Tuesday, May 01, 2012

Daddy, can I borrow the launch pad?




SpaceX Falcon 9 Dragon liftoff from Space Launch Complex 40 at the Kennedy Space Center

It must be hard to schedule a rocket launch. I mean, you have to figure out the logistics of securing a launchpad, and you have to figure how to get a rocket there, which means you have to figure out how to build a rocket, which means you have to be a rocket scientist.

You need to go through a minute by minute script of your mission. Then you need to go through it again. And then you need to go through it again to make sure you didn't make any mistakes when you went through it after you went through the first time. You need to figure out when you have to have the mission completed by, and then you need to count backwards from there to figure out when you need to launch.

Then you have to test the pad. And the rockets. And every hose and wire that connects to it.

And then everything has to go right.

This of course all presumes that you have a launch pad.

If you don't have a launchpad, you need to borrow somebody else's. Once you reach that stage (ahem), you're pretty much at their whim. There aren't too many private companies with their own launch pad these days, so if you're a private company with a spaceship, you're kinda out of luck.

So if you came here today because of my previous post expecting to read and watch my report on the launch of the SpaceX Falcon 9 to the International Space Station, you may notice that there's no such report here. That's because something went wrong. Turns out to be a rather minor something, discovered during a software test a week and a half ago, but something wrong nonetheless.

The CEO of the company that wrote the software that connects the spacecraft to the space station decided he wanted to make sure that software would work, and then he wanted to make sure he was sure, and that he wanted to take some time to be sure that his assurance was sure. I can't say that I blame him.

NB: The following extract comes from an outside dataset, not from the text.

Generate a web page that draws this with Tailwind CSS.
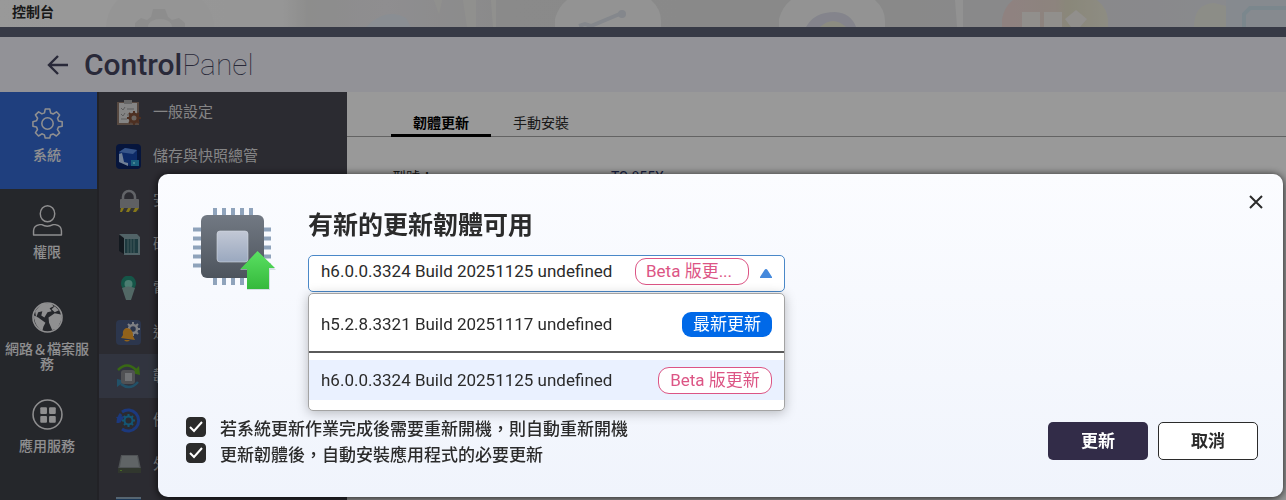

So they abandoned the April 30 date. That immediately allowed NASA to move up the date for their Atlas V launch to May 3. Given that NASA did not make May 4 or 5 available (to give flexibility to the Atlas V launch, presumably), SpaceX and NASA tentatively and somewhat arbitrarily set a new launch date for the Falcon 9 on May 7. That date was inside a narrow window. They couldn't plan it for May 8 or May 9 "because of space station rendezvous requirements." They did have a backup date of May 10, but this date doesn't make NASA very comfortable either. A launch of a Russian Soyuz capsule from Baikonur, Kazakhstan, is currently scheduled for May 14. If anything went wrong with the first-of-its-kind docking of the SpaceX capsule which compromised the arrival of the crew on the Soyuz, things could get quite awkward indeed. So they went with the May 7 date. So far.

Despite the fact that space travel requires a certain degree of precision, you apparently also need to be flexible. The launch was delayed for one week, so I'll try again then. You should, too.

UPDATE: Five minutes after I finished writing the above article, but just before I posted it, NASA sources were quoted as saying the May 7 date would "almost certainly be delayed." I adjusted a bit of language in the penultimate paragraph, but left everything else the same. That's how fast these things change.